Rappers Lil Durk (red jacket) and Pooh Shiesty (black bubble jacket) filmed a music video in a packed Chicago nightclub this week. Chicago is one of the cities still on lockdown 10 months after the Corona hysteria first swept America.
In this photo from the music video, filmed inside a Chicago nightclub, no one is wearing a face mask or social distancing.
Okayplayer tackled the “skepticism… displayed within hip-hop circles” in an article titled “Hip-Hop Has An Anti-Vaccine problem.”
Young people live in an era of rising death counters, mask mandates and state lockdowns that are unprecedented in modern history.
The youth are reminded daily of “overwhelmed” hospitals and “surging cases” of Covid-19. But the male-dominated hip-hop industry continues to thrive despite the Corona fear mongering.
Rappers such as Royce da 5’9″, Freddie Gibbs, and Nas thumb their noses at vaccines. Their respective albums and EPs contain tracks with recurring themes of general distrust of the government and vaccine manufacturers.

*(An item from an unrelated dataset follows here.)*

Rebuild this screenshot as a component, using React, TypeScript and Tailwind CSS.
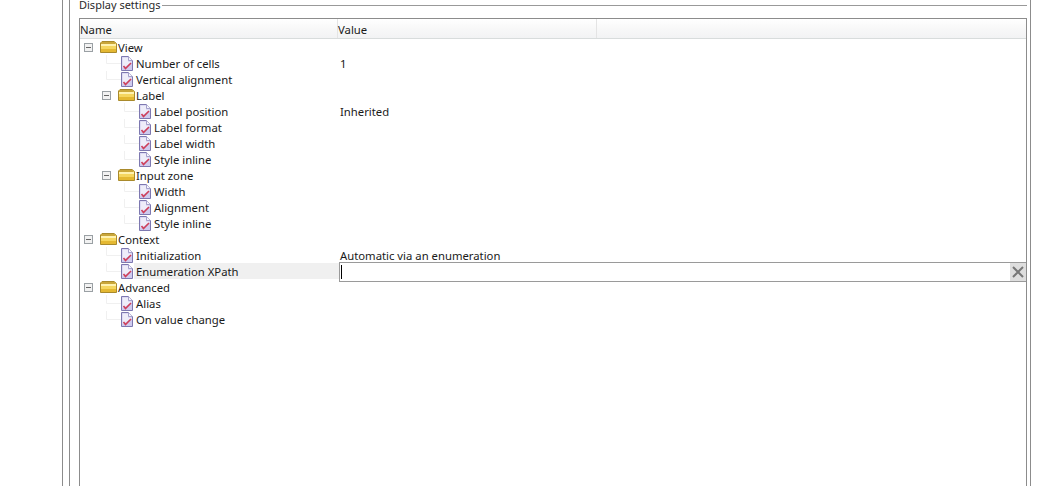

Royce da 5’9″‘s Grammy-nominated album The Allegory contains a track titled “Tricked,” in which the 43-year-old links the flu vaccines to autism.
“From day one at the hospital they target our children/Say they gonna immunize ’em they somehow get autism.”
On the song “FUBU,” he raps: “My son got autism from injection by syringes.”
In an interview with Complex.com, Royce didn’t apologize for his anti-vaxx views, which he says are not dangerous.
“It’s not a danger, because I’m speaking the facts,” he said. “People who are against the anti-vaxxers, where are their facts at? What facts do they have? Was there something that America told them? Because I operate under the edict that America is guilty until proven innocent.”
Last year, Freddie Gibbs, Killer Mike, and Pusha T collaborated on the track “Palmolive,” which contains this rap by Gibbs: “Maxine Waters, f**k your poison, keep your vaccines off us.”
Nas’s anti-vaccine lyrics date back to 2001’s classic Stillmatic. on the song “What Goes Around,” he rapped: “doctors injectin’ our infants with the poison.”
Newcomer rapper NLE Choppa also uses his platform to spread his anti-vaxx views.
“Stay away from the vaccines, I repeat stay away from THEM VACCINES,” the 18-year-old tweeted on Dec. 13.
Atlanta-based rapper Offset, of the group Migos, expressed his distrust of Pfizer’s vaccine, which was approved by the FDA for emergency use on Dec. 11.
Offset referenced a viral photo that shows three out of 4 vaccine recipients who allegedly contracted Bell’s palsy after getting the vaccines. But the photo has since been debunked.
Rap legend Pete Rock questioned the legitimacy of giving vaccines to healthy people who aren’t at risk for the virus.
“Vaccine shit is real stupid. How you giving vaccine to people who arent sick?” he tweeted.